Another example, closer to home, is a debate that arose in the Rishonim whether it is permissible to have a non-Jewish wet-nurse for an infant.  The Talmud seems to have no problem – from the perspective of the kashrut of the milk – with a non-Jewish wet-nurse (Avodah Zarah 26a).  In other places, however, there is a hint that there might be a problem with such milk (see Yevamot 104a, Tosefta Shabbat 10:14).   The general consensus that emerges from the Rishonim was that while this is not forbidden as a matter of halakhah, it is a practice that should be discouraged, because when the infant nurses she will ingest the taste of the non-kosher foods that the wet-nurse has eaten earlier (Rashba, Ritva and Meiri on Yevamot 114a; Ritva, Avodah Zarah 26a).

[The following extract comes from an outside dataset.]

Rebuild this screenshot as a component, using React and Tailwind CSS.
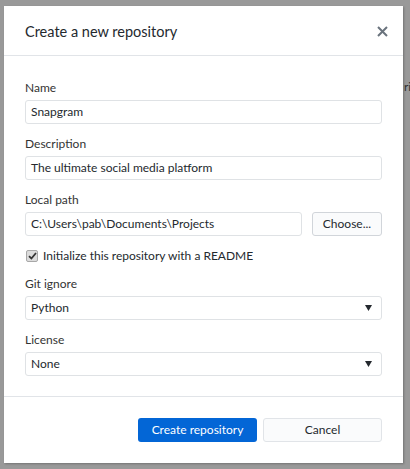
import React from 'react';

const font = { fontFamily: 'Lato, "Noto Sans", sans-serif' };

function Field({ label, children }) {
	return (
		<div className="flex flex-col">
			<label className="h-4 leading-4 text-[12px] text-[#333333] mb-1">{label}</label>
			{children}
		</div>
	);
}

function TextInput({ value, className = '' }) {
	return (
		<div
			className={`h-6 flex items-center px-[5px] border border-[#dfe2e5] rounded-[3px] bg-white text-[12px] text-[#24292e] ${className}`}
		>
			{value}
		</div>
	);
}

function Select({ value }) {
	return (
		<div className="h-6 flex items-center justify-between pl-[5px] pr-[9px] border border-[#dfe2e5] rounded-[3px] bg-white text-[12px] text-[#24292e]">
			<span>{value}</span>
			<svg width="7" height="6" viewBox="0 0 7 6">
				<path d="M0 0 H7 L3.5 6 Z" fill="#24292e" />
			</svg>
		</div>
	);
}

export default function App() {
	return (
		<div className="w-[410px] h-[469px] bg-[#999999] flex overflow-hidden" style={font}>
			<div className="mt-[6px] ml-[4px] w-[399px] h-[457px] shrink-0 bg-white flex flex-col shadow-[1px_1px_2px_rgba(0,0,0,0.25)]">
				<div className="h-[50px] shrink-0 flex items-center justify-between pl-[21px] pr-[15px] pt-[2px] border-b border-[#e1e4e8]">
					<h1 className="text-[14.5px] text-[#24292e]">Create a new repository</h1>
					<svg width="11" height="11" viewBox="0 0 11 11">
						<path d="M1 1 L10 10 M10 1 L1 10" stroke="#6a737d" strokeWidth="2" />
					</svg>
				</div>
				<div className="flex flex-col gap-3 px-[21px] pt-[24px] pb-[20px] border-b border-[#e1e4e8]">
					<Field label="Name">
						<TextInput value="Snapgram" />
					</Field>
					<Field label="Description">
						<TextInput value="The ultimate social media platform" />
					</Field>
					<Field label="Local path">
						<div className="flex gap-[10px]">
							<TextInput value="C:\Users\pab\Documents\Projects" className="flex-1" />
							<button className="w-[70px] h-6 border border-[#d1d5da] rounded-[3px] bg-[#fafbfc] text-[12px] text-[#24292e]">
								Choose...
							</button>
						</div>
					</Field>
					<div className="h-4 flex items-center gap-[5px] text-[12px] text-[#24292e]">
						<span className="ml-[1px] w-[12px] h-[12px] rounded-[2px] border border-[#a8a8a8] bg-[#dcdcdc] flex items-center justify-center">
							<svg width="9" height="8" viewBox="0 0 9 8">
								<path d="M1 4.2 L3.4 6.5 L8 1" stroke="#333333" strokeWidth="1.8" fill="none" />
							</svg>
						</span>
						Initialize this repository with a README
					</div>
					<Field label="Git ignore">
						<Select value="Python" />
					</Field>
					<Field label="License">
						<Select value="None" />
					</Field>
				</div>
				<div className="flex justify-end gap-[6px] px-[21px] pt-[21px]">
					<button className="w-[119px] h-6 rounded-[3px] bg-[#0366d6] text-white text-[12px]">
						Create repository
					</button>
					<button className="w-[119px] h-6 rounded-[3px] border border-[#e1e4e8] bg-[#fafbfc] text-[#24292e] text-[12px]">
						Cancel
					</button>
				</div>
			</div>
			<div className="mt-[79px] ml-[1px] text-[12px] leading-4 text-[#333333] whitespace-nowrap">ri</div>
		</div>
	);
}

Following this, Rema (YD 81:7) rules that if a Jewish wet-nurse is available, a non-Jewish wet-nurse should not be used, since her milk will “clog up the heart” of the infant.  It should be noted that this is not a statement about non-Jews per se; it is about their diet.  Thus, Rema also states that one should not use a Jewish wet-nurse if for whatever reason she has eaten non-kosher foods.  Finally, states Rema, the infant himself should not eat such foods, “since all this will damage him in his old age.”

This concern is treated by some poskim quite seriously and by others only as a nice “pious behavior”.  When it comes to meat and milk, I do not feel that there is a need to be strict.  Since eating meat and milk together, when they have not been cooked together, is not something that the Torah forbids, it is hard to say that such food has a metaphysically harmful quality.  In addition, it is not at all clear that the Rabbis treated meat and milk eaten together as a forbidden food. What they did was to forbid the act of eating them together.  And such a prohibition is not relevant to a one-year old toddler.

In short, both as a matter of halakhah and of metaphysics, it is permissible to give your toddler milk to drink with her meat, if done for her benefit, either for her health or simply because she wants it.